>> Start
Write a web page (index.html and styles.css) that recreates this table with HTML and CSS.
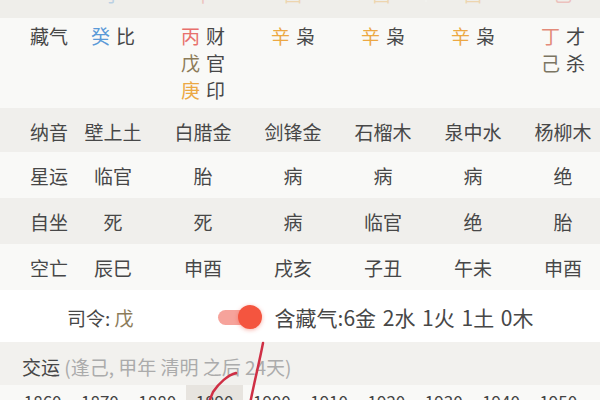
FILE: index.html
```html
<!DOCTYPE html>
<html lang="zh-CN">
<head>
    <meta charset="UTF-8">
    <meta name="viewport" content="width=device-width, initial-scale=1.0">
    <title>排盘</title>
    <link rel="stylesheet" href="styles.css">
</head>
<body>
    <div class="chart">
        <div class="row strip">
            <div class="cell label"></div>
            <div class="cell"><span class="shui">子</span></div>
            <div class="cell"><span class="huo">午</span></div>
            <div class="cell"><span class="jin">酉</span></div>
            <div class="cell split"><span class="jin">酉</span></div>
            <div class="cell"><span class="jin">酉</span></div>
            <div class="cell"><span class="huo">巳</span></div>
        </div>

        <div class="row hidden-stems">
            <div class="cell label">藏气</div>
            <div class="cell">
                <p><span class="shui">癸</span>比</p>
            </div>
            <div class="cell">
                <p><span class="huo">丙</span>财</p>
                <p><span class="tu">戊</span>官</p>
                <p><span class="jin">庚</span>印</p>
            </div>
            <div class="cell">
                <p><span class="jin">辛</span>枭</p>
            </div>
            <div class="cell">
                <p><span class="jin">辛</span>枭</p>
            </div>
            <div class="cell">
                <p><span class="jin">辛</span>枭</p>
            </div>
            <div class="cell">
                <p><span class="ding">丁</span>才</p>
                <p><span class="ji">己</span>杀</p>
            </div>
        </div>

        <div class="row shade nayin">
            <div class="cell label">纳音</div>
            <div class="cell">壁上土</div>
            <div class="cell">白腊金</div>
            <div class="cell">剑锋金</div>
            <div class="cell">石榴木</div>
            <div class="cell">泉中水</div>
            <div class="cell">杨柳木</div>
        </div>

        <div class="row">
            <div class="cell label">星运</div>
            <div class="cell">临官</div>
            <div class="cell">胎</div>
            <div class="cell">病</div>
            <div class="cell">病</div>
            <div class="cell">病</div>
            <div class="cell">绝</div>
        </div>

        <div class="row shade">
            <div class="cell label">自坐</div>
            <div class="cell">死</div>
            <div class="cell">死</div>
            <div class="cell">病</div>
            <div class="cell">临官</div>
            <div class="cell">绝</div>
            <div class="cell">胎</div>
        </div>

        <div class="row">
            <div class="cell label">空亡</div>
            <div class="cell">辰巳</div>
            <div class="cell">申酉</div>
            <div class="cell">戌亥</div>
            <div class="cell">子丑</div>
            <div class="cell">午未</div>
            <div class="cell">申酉</div>
        </div>
    </div>

    <div class="siling">
        <div class="siling-text">司令: <span class="tu">戊</span></div>
        <div class="toggle">
            <span class="toggle-track"></span>
            <span class="toggle-knob"></span>
        </div>
        <div class="qi-count">含藏气:6金 2水 1火 1土 0木</div>
    </div>

    <div class="jiaoyun">
        <span class="jiaoyun-title">交运</span>
        <span class="jiaoyun-note">(逢己, 甲年 清明 之后 24天)</span>
    </div>

    <div class="years">
        <div class="year">1860</div>
        <div class="year">1870</div>
        <div class="year">1880</div>
        <div class="year current">1890</div>
        <div class="year">1900</div>
        <div class="year">1910</div>
        <div class="year">1920</div>
        <div class="year">1930</div>
        <div class="year">1940</div>
        <div class="year">1950</div>
    </div>

    <!-- hand drawn marks over the screenshot -->
    <svg class="marks" width="600" height="400" viewBox="0 0 600 400">
        <path d="M263 343 C259 364 254 383 250 404" />
        <path d="M236 373 C228 375 219 383 213 392 L208 404" />
    </svg>
</body>
</html>
```

FILE: styles.css
```css
* {
    margin: 0;
    padding: 0;
    box-sizing: border-box;
}

html, body {
    width: 600px;
    height: 400px;
    overflow: hidden;
}

body {
    position: relative;
    background-color: #f9f9f7;
    color: #474747;
    font-family: "Noto Sans CJK SC", "Noto Sans", sans-serif;
    font-size: 19px;
}

.chart {
    width: 608px;
}

.row {
    display: grid;
    grid-template-columns: 68px repeat(6, 90px);
    height: 46px;
    align-items: center;
    line-height: 27px;
}

.cell {
    text-align: center;
    white-space: nowrap;
}

.cell.label {
    text-align: left;
    padding-left: 30px;
}

.shade {
    background-color: #f0efec;
}

/* last row of the table above, scrolled almost out of view */
.strip {
    height: 18px;
    overflow: hidden;
    align-items: start;
    background-color: #efeeea;
}

.strip .cell {
    height: 18px;
    line-height: 19px;
    margin-top: -16px;
    opacity: 0.35;
}

.strip .split {
    border-right: 2px solid #f7f7f5;
    margin-right: 1px;
}

.hidden-stems {
    height: 90px;
    align-items: start;
    padding-top: 4px;
}

.hidden-stems p span {
    margin-right: 6px;
}

.nayin {
    height: 44px;
}

.nayin .cell {
    padding-top: 2px;
}

.shui { color: #5a9ad8; }
.huo  { color: #e8706c; }
.tu   { color: #8c7b58; }
.jin  { color: #eca843; }
.ding { color: #e38b7a; }
.ji   { color: #7b7562; }

.siling {
    display: flex;
    align-items: center;
    height: 52px;
    padding-left: 67px;
    padding-top: 2px;
    background-color: #ffffff;
}

.toggle {
    position: relative;
    width: 44px;
    height: 24px;
    margin-left: 84px;
    margin-right: 13px;
}

.toggle-track {
    position: absolute;
    left: 0;
    top: 5px;
    width: 34px;
    height: 15px;
    border-radius: 8px;
    background-color: #f6a39b;
}

.toggle-knob {
    position: absolute;
    left: 20px;
    top: 0;
    width: 24px;
    height: 24px;
    border-radius: 50%;
    background-color: #f4553f;
    box-shadow: 0 1px 4px rgba(240, 80, 60, 0.45);
}

.qi-count {
    font-size: 21px;
    word-spacing: 2px;
}

.jiaoyun {
    height: 43px;
    padding-left: 22px;
    padding-top: 12px;
    line-height: 26px;
    background-color: #f2f1ee;
}

.jiaoyun-note {
    color: #ababab;
    font-size: 19px;
}

.years {
    display: flex;
    padding-left: 14px;
    background-color: #f9f9f7;
}

.year {
    width: 57.3px;
    height: 30px;
    padding-top: 7px;
    text-align: center;
    font-size: 17px;
    line-height: 20px;
    color: #444;
}

.year.current {
    background-color: #e7e4df;
}

.marks {
    position: absolute;
    top: 0;
    left: 0;
    pointer-events: none;
}

.marks path {
    fill: none;
    stroke: #cf2f45;
    stroke-width: 2.5;
    stroke-linecap: round;
}
```
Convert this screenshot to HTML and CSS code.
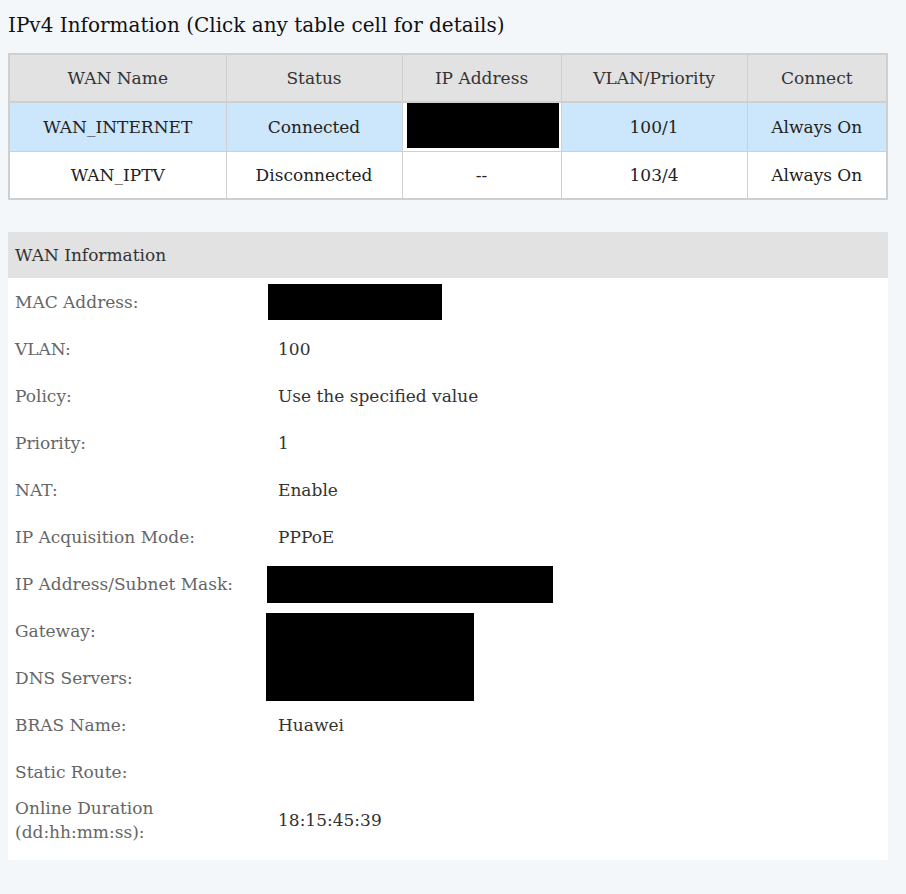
FILE: index.html
```html
<!DOCTYPE html>
<html lang="en">
<head>
    <meta charset="UTF-8">
    <title>WAN Information</title>
    <link rel="stylesheet" href="styles.css">
</head>
<body>

<div class="page">
    <h1 class="title">IPv4 Information (Click any table cell for details)</h1>

    <table class="wan-table">
        <colgroup>
            <col style="width: 217px">
            <col style="width: 176px">
            <col style="width: 159px">
            <col style="width: 186px">
            <col>
        </colgroup>
        <thead>
            <tr>
                <th>WAN Name</th>
                <th>Status</th>
                <th>IP Address</th>
                <th>VLAN/Priority</th>
                <th>Connect</th>
            </tr>
        </thead>
        <tbody>
            <tr class="selected">
                <td>WAN_INTERNET</td>
                <td>Connected</td>
                <td class="hidden-cell"><span class="redact"></span></td>
                <td>100/1</td>
                <td>Always On</td>
            </tr>
            <tr>
                <td>WAN_IPTV</td>
                <td>Disconnected</td>
                <td>--</td>
                <td>103/4</td>
                <td>Always On</td>
            </tr>
        </tbody>
    </table>

    <div class="panel">
        <div class="panel-head">WAN Information</div>
        <div class="info">
            <div class="row">
                <div class="label">MAC Address:</div>
                <div class="value"><span class="redact mac"></span></div>
            </div>
            <div class="row">
                <div class="label">VLAN:</div>
                <div class="value">100</div>
            </div>
            <div class="row">
                <div class="label">Policy:</div>
                <div class="value">Use the specified value</div>
            </div>
            <div class="row">
                <div class="label">Priority:</div>
                <div class="value">1</div>
            </div>
            <div class="row">
                <div class="label">NAT:</div>
                <div class="value">Enable</div>
            </div>
            <div class="row">
                <div class="label">IP Acquisition Mode:</div>
                <div class="value">PPPoE</div>
            </div>
            <div class="row">
                <div class="label">IP Address/Subnet Mask:</div>
                <div class="value"><span class="redact ip"></span></div>
            </div>
            <div class="row">
                <div class="label">Gateway:</div>
                <div class="value"><span class="redact gw"></span></div>
            </div>
            <div class="row">
                <div class="label">DNS Servers:</div>
                <div class="value"></div>
            </div>
            <div class="row">
                <div class="label">BRAS Name:</div>
                <div class="value">Huawei</div>
            </div>
            <div class="row">
                <div class="label">Static Route:</div>
                <div class="value"></div>
            </div>
            <div class="row tall">
                <div class="label">Online Duration<br>(dd:hh:mm:ss):</div>
                <div class="value">18:15:45:39</div>
            </div>
        </div>
    </div>
</div>

</body>
</html>
```

FILE: styles.css
```css
body {
    margin: 0;
    background: #f4f7fa;
    font-family: "DejaVu Serif", serif;
    color: #333;
}
.page {
    width: 880px;
    padding: 12px 0 0 8px;
}
.title {
    margin: 0 0 15px;
    font-size: 20px;
    font-weight: normal;
    line-height: 26px;
    color: #111;
}

/* summary table */
.wan-table {
    width: 880px;
    border-collapse: collapse;
    table-layout: fixed;
    border: 2px solid #cfcfcf;
    background: #fff;
    font-size: 17px;
}
.wan-table th,
.wan-table td {
    height: 46px;
    padding: 0;
    border: 1px solid #d0d0d0;
    text-align: center;
    font-weight: normal;
    color: #222;
}
.wan-table th {
    background: #e2e2e2;
    color: #333;
    border-bottom: 2px solid #cfcfcf;
}
.wan-table .selected td {
    background: #cce7fb;
}
.wan-table .selected td.hidden-cell {
    background: #fff;
    padding: 0 2px 2px 4px;
    vertical-align: top;
}
.hidden-cell .redact {
    display: block;
    height: 45px;
    background: #000;
}

/* detail panel */
.panel {
    margin-top: 32px;
    background: #fff;
}
.panel-head {
    height: 46px;
    line-height: 46px;
    padding-left: 7px;
    background: #e2e2e2;
    font-size: 17px;
    color: #333;
}
.info {
    padding-bottom: 15px;
}
.row {
    display: flex;
    align-items: center;
    min-height: 47px;
    font-size: 17px;
}
.label {
    width: 253px;
    padding-left: 7px;
    color: #666;
    line-height: 24px;
}
.value {
    position: relative;
    flex: 1;
    padding-left: 10px;
    color: #333;
}
.row.tall {
    min-height: 50px;
}

/* blacked-out values */
.redact {
    background: #000;
}
.value .redact {
    position: absolute;
    top: 50%;
}
.redact.mac {
    left: 0;
    width: 174px;
    height: 36px;
    margin-top: -18px;
}
.redact.ip {
    left: -1px;
    width: 286px;
    height: 37px;
    margin-top: -18px;
}
.redact.gw {
    left: -2px;
    width: 208px;
    height: 88px;
    margin-top: -18px;
}
```
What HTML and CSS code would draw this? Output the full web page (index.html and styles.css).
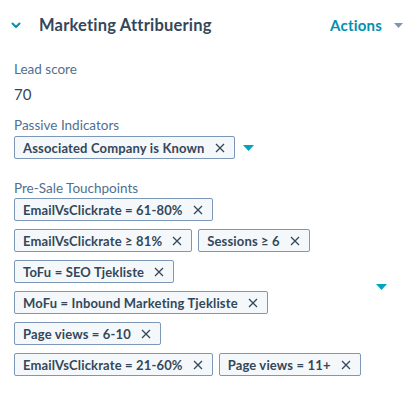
FILE: index.html
```html
<!DOCTYPE html>
<html lang="da">
<head>
<meta charset="utf-8">
<title>Marketing Attribuering</title>
<link rel="stylesheet" href="styles.css">
</head>
<body>
<section class="card">
  <header class="card-header">
    <button class="toggle" aria-label="Collapse">
      <svg width="10" height="7" viewBox="0 0 10 7"><path d="M1.5 1.5 L5 5 L8.5 1.5" fill="none" stroke="#0091ae" stroke-width="2" stroke-linecap="round" stroke-linejoin="round"/></svg>
    </button>
    <h2 class="title">Marketing Attribuering</h2>
    <div class="actions">
      <span class="actions-label">Actions</span>
      <svg class="caret" width="9" height="5" viewBox="0 0 9 5"><path d="M0 0 H9 L4.5 5 Z" fill="#7c98b6"/></svg>
    </div>
  </header>

  <div class="field">
    <div class="label">Lead score</div>
    <div class="value">70</div>
  </div>

  <div class="field">
    <div class="label">Passive Indicators</div>
    <div class="tag-field">
      <div class="tags">
        <span class="tag">Associated Company is Known<svg class="x" width="10" height="10" viewBox="0 0 10 10"><path d="M1 1 L9 9 M9 1 L1 9" stroke="#33475b" stroke-width="1.3"/></svg></span>
      </div>
      <svg class="drop" width="11" height="6" viewBox="0 0 11 6"><path d="M0 0 H11 L5.5 6 Z" fill="#00a4bd"/></svg>
    </div>
  </div>

  <div class="field">
    <div class="label">Pre-Sale Touchpoints</div>
    <div class="tag-field wide">
      <div class="tags">
        <span class="tag">EmailVsClickrate = 61-80%<svg class="x" width="10" height="10" viewBox="0 0 10 10"><path d="M1 1 L9 9 M9 1 L1 9" stroke="#33475b" stroke-width="1.3"/></svg></span>
        <span class="tag">EmailVsClickrate ≥ 81%<svg class="x" width="10" height="10" viewBox="0 0 10 10"><path d="M1 1 L9 9 M9 1 L1 9" stroke="#33475b" stroke-width="1.3"/></svg></span>
        <span class="tag">Sessions ≥ 6<svg class="x" width="10" height="10" viewBox="0 0 10 10"><path d="M1 1 L9 9 M9 1 L1 9" stroke="#33475b" stroke-width="1.3"/></svg></span>
        <span class="tag">ToFu = SEO Tjekliste<svg class="x" width="10" height="10" viewBox="0 0 10 10"><path d="M1 1 L9 9 M9 1 L1 9" stroke="#33475b" stroke-width="1.3"/></svg></span>
        <span class="tag">MoFu = Inbound Marketing Tjekliste<svg class="x" width="10" height="10" viewBox="0 0 10 10"><path d="M1 1 L9 9 M9 1 L1 9" stroke="#33475b" stroke-width="1.3"/></svg></span>
        <span class="tag">Page views = 6-10<svg class="x" width="10" height="10" viewBox="0 0 10 10"><path d="M1 1 L9 9 M9 1 L1 9" stroke="#33475b" stroke-width="1.3"/></svg></span>
        <span class="tag">EmailVsClickrate = 21-60%<svg class="x" width="10" height="10" viewBox="0 0 10 10"><path d="M1 1 L9 9 M9 1 L1 9" stroke="#33475b" stroke-width="1.3"/></svg></span>
        <span class="tag">Page views = 11+<svg class="x" width="10" height="10" viewBox="0 0 10 10"><path d="M1 1 L9 9 M9 1 L1 9" stroke="#33475b" stroke-width="1.3"/></svg></span>
      </div>
      <svg class="drop" width="11" height="6" viewBox="0 0 11 6"><path d="M0 0 H11 L5.5 6 Z" fill="#00a4bd"/></svg>
    </div>
  </div>
</section>
</body>
</html>
```
FILE: styles.css
```css
* { box-sizing: border-box; }
html, body { margin: 0; padding: 0; background: #ffffff; }
body {
  font-family: Lato, "Noto Sans", "DejaVu Sans", sans-serif;
  color: #33475b;
  width: 420px;
  height: 393px;
  overflow: hidden;
}
.card { padding: 0 0 0 14px; }
.card-header {
  display: flex;
  align-items: center;
  height: 50px;
  padding-right: 17px;
}
.toggle {
  border: 0;
  background: none;
  padding: 0;
  margin-left: -3px;
  width: 28px;
  display: flex;
  align-items: center;
  height: 20px;
}
.title {
  margin: 0;
  font-size: 16.5px;
  font-weight: 700;
  color: #33475b;
  flex: 1;
  letter-spacing: 0.2px;
}
.actions {
  display: flex;
  align-items: center;
  gap: 12px;
}
.actions-label {
  color: #0091ae;
  font-weight: 700;
  font-size: 15px;
  letter-spacing: 0.2px;
}
.caret { margin-top: 1px; }
.label {
  font-size: 13.5px;
  color: #516f90;
  line-height: 18px;
}
.field:nth-of-type(1) { margin-top: 10px; }
.field + .field { margin-top: 12px; }
.field:last-child { margin-top: 20px; }
.value {
  font-size: 15px;
  color: #33475b;
  margin-top: 6px;
  line-height: 20px;
}
.tag-field {
  display: flex;
  align-items: center;
  margin-top: 2px;
}
.tag-field.wide { margin-top: 1px; }
.tag-field.wide .tags { width: 347px; flex: none; }
.tags {
  display: flex;
  flex-wrap: wrap;
  gap: 8px 6px;
}
.tag {
  display: inline-flex;
  align-items: center;
  height: 23px;
  padding: 0 9px 0 8px;
  border: 1px solid #7c98b6;
  background: #f5f8fa;
  border-radius: 2px;
  font-size: 13px;
  font-weight: 700;
  color: #33475b;
  white-space: nowrap;
  letter-spacing: 0.15px;
}
.x { margin-left: 10px; flex: none; }
.drop { margin-left: 8px; }
.tag-field.wide .drop { margin-left: 15px; }
```
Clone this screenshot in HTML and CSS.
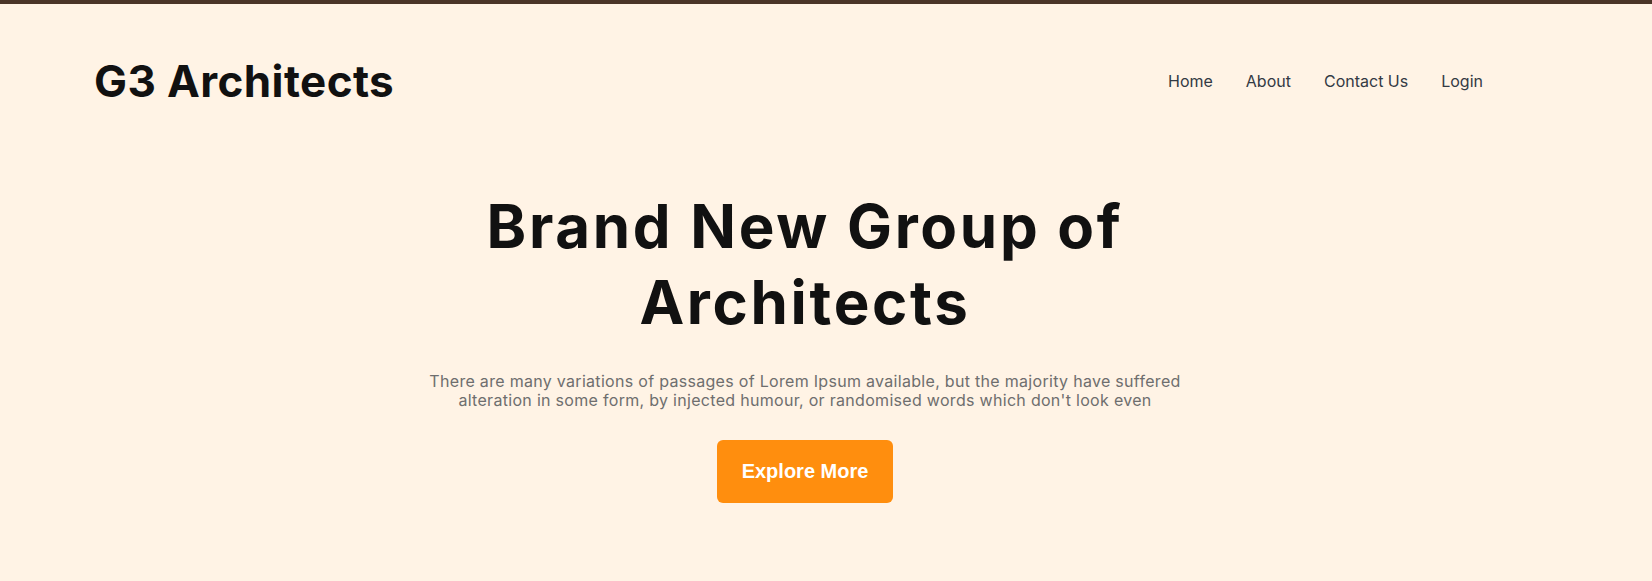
>> End
- [Instruction]: Check each line of the entries above for the word "screenshot". List the ones that have it.

- [Final answer]:
    <!-- hand drawn marks over the screenshot -->
Convert this screenshot to HTML and CSS code.
Clone this screenshot in HTML and CSS.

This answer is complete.